Pretax profit slipped 7.7 percent to 251 million pounds at the Africa business, while Barclaycard had a increase of 40 percent to 508 million pounds. The personal and corporate-banking division reported an increase of 8 percent to 855 million pounds.
Excluding litigation and restructuring costs, operating expenses fell to 3.8 billion pounds in the third-quarter, down from 3.9 billion pounds a year earlier. At the so-called non-core business, risk weighted assets decreased 2 billion pounds to 55 billion pounds from the end of June. The sale of the Portuguese business, which will be completed in the first quarter of 2016, is seen cutting non-core RWAs by a further 1.7 billion pounds.
Finance Director Morzaria said he has “renewed confidence” in the bank’s ability to cut RWAs at the bad bank to 20 billion pounds by 2017. The unit’s heads, John Mahon and Harry Harrison, are doing a good job disposing of the bank’s unwanted businesses and loans, he added.

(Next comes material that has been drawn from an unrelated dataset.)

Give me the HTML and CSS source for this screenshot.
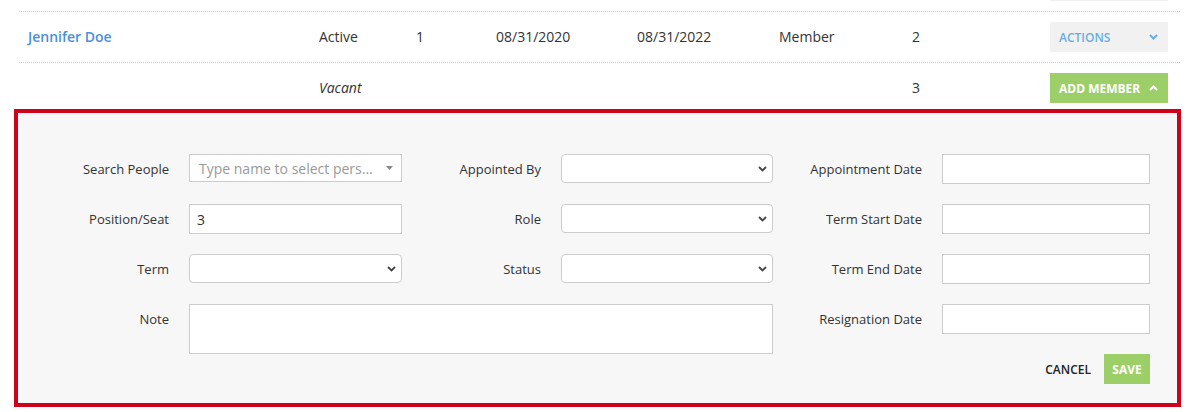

With British regulators preparing to conduct a second round of stress tests, lenders are under pressure to shore up their capital buffers and clean up their balance sheets. At Barclays, the common equity Tier 1 capital ratio, a measure of financial strength, remained at 11.1 percent in the third quarter from the end of June, while the leverage ratio, or assets in relation to capital, increased to 4.2 percent from 4.1 percent.
CET1 was “much lower than our 11.5 percent expectation, and it remains the weakest among the U.K. banks,” said Chirantan Barua, an analyst at Sanford C. Bernstein Ltd. in London. “The results look really bad. Their capital position is so weak that there’s a significant chance they have to raise capital.”
Lloyds said on Wednesday that pretax profit before one-time items dropped to 2 billion pounds in the third quarter from 2.2 billion pounds a year earlier, missing analyst estimates, as it set aside a further provision for wrongly sold PPI. Royal Bank of Scotland Group Plc is scheduled to release earnings on Friday.